Vanmind March 5, 2005 at 1:03 am

Holy smoke. That’s low.

I wonder what friends Movie Gallery has within the government.

Tracy Saboe March 6, 2005 at 10:23 pm

See, I actually work part time with Hollywood.

The fact is, there’s also a private invesetment group (the original owner of Hollywood, before the company went public) that is also trying to purchase it. His bid has been significantly higher so far, then both Movie Gallery and Blockbuster. I really don’t understand why the press has completely ignored this. It’s still possible, at this momment, that neither will get Hollywood.

Anyway, It doesn’t really matter to me who wins, although, I’m also very opposed to the Fed rackateering.

In my experience, Hollywood is simply too big. It has a lot of bureaucratic inefficiencies. From it taking several months to get employies paychecks right, to not sending us things we need that the manager has ordered. To not giving us enough security clips for our movies. The list goes on and on.

But it seems to me, from my perspective, that the reason the company has been able to get so big and bloated with-out free market competition knocking it down — or at least forcing it to become more efficient, is precisely because the movie rental industry is not a free market to begin with.

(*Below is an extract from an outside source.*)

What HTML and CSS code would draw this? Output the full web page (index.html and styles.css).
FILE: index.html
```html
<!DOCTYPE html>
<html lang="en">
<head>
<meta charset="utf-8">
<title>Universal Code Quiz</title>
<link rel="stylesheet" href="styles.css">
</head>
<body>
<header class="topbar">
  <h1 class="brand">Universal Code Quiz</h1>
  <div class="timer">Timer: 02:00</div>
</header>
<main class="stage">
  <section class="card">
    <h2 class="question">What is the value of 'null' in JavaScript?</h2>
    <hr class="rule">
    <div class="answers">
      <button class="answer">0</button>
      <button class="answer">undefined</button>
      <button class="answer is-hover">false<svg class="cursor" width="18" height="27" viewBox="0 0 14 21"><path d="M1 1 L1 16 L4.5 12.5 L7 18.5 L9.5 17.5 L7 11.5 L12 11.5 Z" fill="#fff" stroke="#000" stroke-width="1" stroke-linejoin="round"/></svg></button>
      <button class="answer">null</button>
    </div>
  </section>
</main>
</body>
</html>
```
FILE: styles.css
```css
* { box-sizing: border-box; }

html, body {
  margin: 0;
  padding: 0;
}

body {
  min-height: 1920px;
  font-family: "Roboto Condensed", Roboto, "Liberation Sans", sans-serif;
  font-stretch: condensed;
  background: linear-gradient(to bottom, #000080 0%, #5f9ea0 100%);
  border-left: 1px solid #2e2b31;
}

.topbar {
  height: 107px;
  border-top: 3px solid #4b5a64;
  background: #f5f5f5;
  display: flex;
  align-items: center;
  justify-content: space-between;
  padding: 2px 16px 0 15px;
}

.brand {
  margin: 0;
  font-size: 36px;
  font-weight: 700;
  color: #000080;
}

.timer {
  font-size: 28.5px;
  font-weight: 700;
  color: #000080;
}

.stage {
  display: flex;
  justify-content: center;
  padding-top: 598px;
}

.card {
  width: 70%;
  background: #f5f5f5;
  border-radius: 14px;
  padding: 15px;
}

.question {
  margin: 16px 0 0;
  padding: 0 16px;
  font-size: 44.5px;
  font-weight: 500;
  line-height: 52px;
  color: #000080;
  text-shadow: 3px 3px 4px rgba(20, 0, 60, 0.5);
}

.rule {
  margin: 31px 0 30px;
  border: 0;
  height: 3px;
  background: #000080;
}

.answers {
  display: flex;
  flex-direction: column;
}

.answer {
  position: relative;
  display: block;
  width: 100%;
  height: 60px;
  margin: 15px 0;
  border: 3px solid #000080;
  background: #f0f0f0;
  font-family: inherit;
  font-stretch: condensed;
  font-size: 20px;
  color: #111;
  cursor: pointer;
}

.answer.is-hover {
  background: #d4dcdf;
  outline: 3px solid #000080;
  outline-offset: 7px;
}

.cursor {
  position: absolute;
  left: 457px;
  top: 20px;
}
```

The Copyright laws, the licensing, etc., all make it extremely prohibitive for a new entrance into the market. Rothbard said that Monopolies can’t last long for the same reason that socialism doesn’t work. Too many costs get internalized that the company is simply unable to to perform accurate economic calculation anymore. But because it isn’t a free market, more efficient smaller companies are not nearly as able to exert competitive forces to help crub this problem.

If Movie Gallory, Hollywood, and Blockbuster are huge “evil” corporations (they’re not) it’s only because the current legal climate practically makes competition in the industries impossible.

2ndly, I’ve been reading Bill Bonner’s “Final Reckoning Day” and I agree with him about some of these merger issues. The majority of these acquisitions are not capitalistic. Not really. They’re ploys to push the stock price higher, but they’re not really going to make any actuall real money for the investors. They aren’t going to increase profits for either Blockbuster or Movie Gallery. It’ll put them into a lot of debt is what it’s going to do. Which is something else encouraged — if not outrightly caused — by our easy money FED.

So it seems to me that government interference has caused these “problems” (And there are some problems) so it needs to “Fix” them, by even more thugery. State interference begets more state interference.

The thing that’s shocking to me here though, isn’t so much the internet rental sources (they really aren’t that great either.) But the fact that the Fed doesn’t even think about substitutes. I mean, you can typically BUY a movie, for less then the price of renting it twice for all three of these places. Wall~Mart typically sells movies for around $9 the first couple weeks they’re out. Many times you can purchase it 2nd hand for the price of renting it once. My father bought X-men at half.com for only 75 cents (!) plus shipping — so like $3 bucks. But that shipping cost was actuall spread out over several other purchases as well, so it was actually cheeper.

This is the real competition the movie rental business faces. Overstock, half.com, 2nd hand, and movie and video game stores all over the place. . . Yet the fed completely ignores this type of competition.

Anyway, those are some of my thoughts.

Tracy

Brian Moore March 7, 2005 at 10:27 am

One of our clients is Blockbuster, and I wish them the best of luck in acquiring Hollywood. They are both facing lots of competition from outside their typical “walk-down-the-street-and-rent-a-movie” industry, and if they think this will help, then great.

They have been EXTREMELY motivated to stave off obsolesence at the hands of Wal-Mart and netflix, which has resulted in some very cool things for the consumer.

I think Tracy is right in pointing out that the metrics used to determine “market share” in such industries is flawed. It would be easy to define down such categories to make any company monopolistic.